### PROBLEM TO SOLVE
Begin at the first line of the data and copy each line through the one containing "import clsx from", that line included, with no pictures.

---------- MATERIAL ----------

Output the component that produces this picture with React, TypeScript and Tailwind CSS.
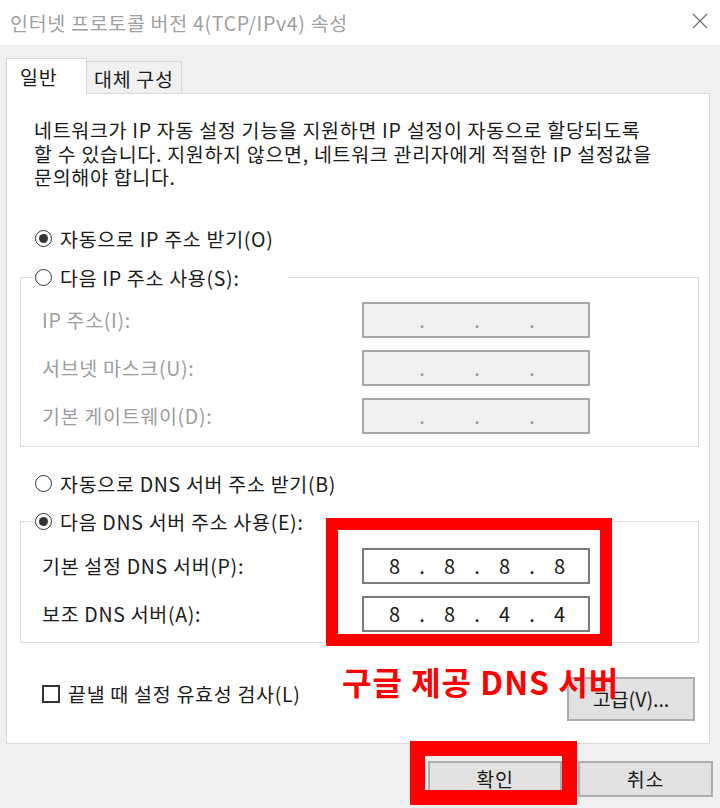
import { Fragment } from "react";
import clsx from "clsx";

const Radio = ({ checked, label }: { checked?: boolean; label: string }) => (
  <div className="flex h-[24px] items-center gap-[8px] whitespace-nowrap">
    <span className="flex h-[17px] w-[17px] items-center justify-center rounded-full border-[1.5px] border-[#333]">
      {checked && <span className="h-[9px] w-[9px] rounded-full bg-[#333]" />}
    </span>
    <span>{label}</span>
  </div>
);

const IpBox = ({ values, disabled }: { values?: string[]; disabled?: boolean }) => {
  const parts = values ?? ["", "", "", ""];
  return (
    <div
      className={clsx(
        "flex h-[36px] w-[228px] items-center border-2 pl-[8px] text-[20px] tracking-normal",
        disabled
          ? "border-[#a6a6a6] bg-[#f0f0f0] text-[#9a9a9a]"
          : "border-[#7a7a7a] bg-white text-[#1a1a1a]"
      )}
    >
      {parts.map((p, i) => (
        <Fragment key={i}>
          {i > 0 && <span className="w-[10px] text-center">.</span>}
          <span className="w-[45px] text-center">{p}</span>
        </Fragment>
      ))}
    </div>
  );
};

const Row = ({
  label,
  values,
  disabled,
}: {
  label: string;
  values?: string[];
  disabled?: boolean;
}) => (
  <div className="flex items-center">
    <span className={clsx("w-[320px]", disabled ? "text-[#9d9d9d]" : "text-[#1a1a1a]")}>
      {label}
    </span>
    <IpBox values={values} disabled={disabled} />
  </div>
);

const Button = ({ label, className }: { label: string; className?: string }) => (
  <button
    type="button"
    className={clsx(
      "flex items-center justify-center border-2 border-[#adadad] bg-[#e1e1e1] text-[#1a1a1a]",
      className
    )}
  >
    {label}
  </button>
);

export default function App() {
  return (
    <div className="relative flex h-[808px] w-[720px] flex-col overflow-hidden bg-[#f0f0f0] font-['Noto_Sans_CJK_KR','Liberation_Sans',sans-serif] text-[19.5px] tracking-[0.7px] text-[#1a1a1a]">
      {/* title bar */}
      <div className="flex h-[45px] shrink-0 items-center justify-between bg-white pl-[10px] pr-[12px]">
        <span className="text-[#a0a0a0]">인터넷 프로토콜 버전 4(TCP/IPv4) 속성</span>
        <svg width="16" height="16" viewBox="0 0 16 16" className="-mt-[4px]">
          <path d="M1 1 L15 15 M15 1 L1 15" stroke="#707070" strokeWidth="1.3" />
        </svg>
      </div>

      {/* tabs */}
      <div className="relative z-10 mt-[13px] -mb-px flex h-[36px] items-end pl-[6px]">
        <div className="h-[36px] w-[81px] border-x border-t border-[#d9d9d9] bg-white pl-[13px] pt-[3px]">
          일반
        </div>
        <div className="h-[33px] w-[95px] border-y border-r border-[#d9d9d9] bg-[#f0f0f0] pl-[7px] pt-[2px]">
          대체 구성
        </div>
      </div>

      {/* general tab panel */}
      <div className="ml-[6px] flex h-[651px] w-[704px] flex-col border border-[#d9d9d9] bg-white">
        <p className="pl-[27px] pt-[24px] leading-[23.5px]">
          네트워크가 IP 자동 설정 기능을 지원하면 IP 설정이 자동으로 할당되도록
          <br />할 수 있습니다. 지원하지 않으면, 네트워크 관리자에게 적절한 IP 설정값을
          <br />문의해야 합니다.
        </p>

        <div className="mt-[38px] pl-[28px]">
          <Radio checked label="자동으로 IP 주소 받기(O)" />
        </div>

        <fieldset className="ml-[13px] mt-[15px] w-[679px] border border-[#dcdcdc] px-[21px] pb-[12px]">
          <legend className="-ml-[9px] w-[255px] bg-white pl-[2px]">
            <Radio label="다음 IP 주소 사용(S):" />
          </legend>
          <div className="flex flex-col gap-[12px] pt-[12px]">
            <Row disabled label="IP 주소(I):" />
            <Row disabled label="서브넷 마스크(U):" />
            <Row disabled label="기본 게이트웨이(D):" />
          </div>
        </fieldset>

        <div className="mt-[25px] pl-[28px]">
          <Radio label="자동으로 DNS 서버 주소 받기(B)" />
        </div>

        <fieldset className="ml-[13px] mt-[14px] w-[679px] border border-[#dcdcdc] px-[21px] pb-[10px]">
          <legend className="-ml-[9px] w-[295px] bg-white pl-[2px]">
            <Radio checked label="다음 DNS 서버 주소 사용(E):" />
          </legend>
          <div className="flex flex-col gap-[12px] pt-[14px]">
            <Row label="기본 설정 DNS 서버(P):" values={["8", "8", "8", "8"]} />
            <Row label="보조 DNS 서버(A):" values={["8", "8", "4", "4"]} />
          </div>
        </fieldset>

        <div className="mt-[34px] flex items-start justify-between pl-[35px] pr-[14px]">
          <label className="mt-[5px] flex h-[24px] items-center gap-[8px]">
            <span className="h-[18px] w-[18px] border-2 border-[#333]" />
            끝낼 때 설정 유효성 검사(L)
          </label>
          <Button label="고급(V)..." className="h-[44px] w-[128px] tracking-normal" />
        </div>
      </div>

      {/* dialog buttons */}
      <div className="mt-[17px] flex justify-end gap-[16px] pr-[7px]">
        <Button label="확인" className="h-[36px] w-[134px]" />
        <Button label="취소" className="h-[36px] w-[135px]" />
      </div>

      {/* highlight marks */}
      <div className="absolute left-[326px] top-[518px] h-[128px] w-[286px] border-[12px] border-[#ff0000]" />
      <div className="absolute left-[410px] top-[741px] h-[64px] w-[167px] border-[15px] border-[#ff0000]" />
      <span className="absolute left-[342px] top-[659px] text-[32px] font-bold leading-[44px] tracking-[1px] text-[#ff0000]">
        구글 제공 DNS 서버
      </span>
    </div>
  );
}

----------

### ANSWER TO THIS EXERCISE
Output the component that produces this picture with React, TypeScript and Tailwind CSS.
import { Fragment } from "react";
import clsx from "clsx";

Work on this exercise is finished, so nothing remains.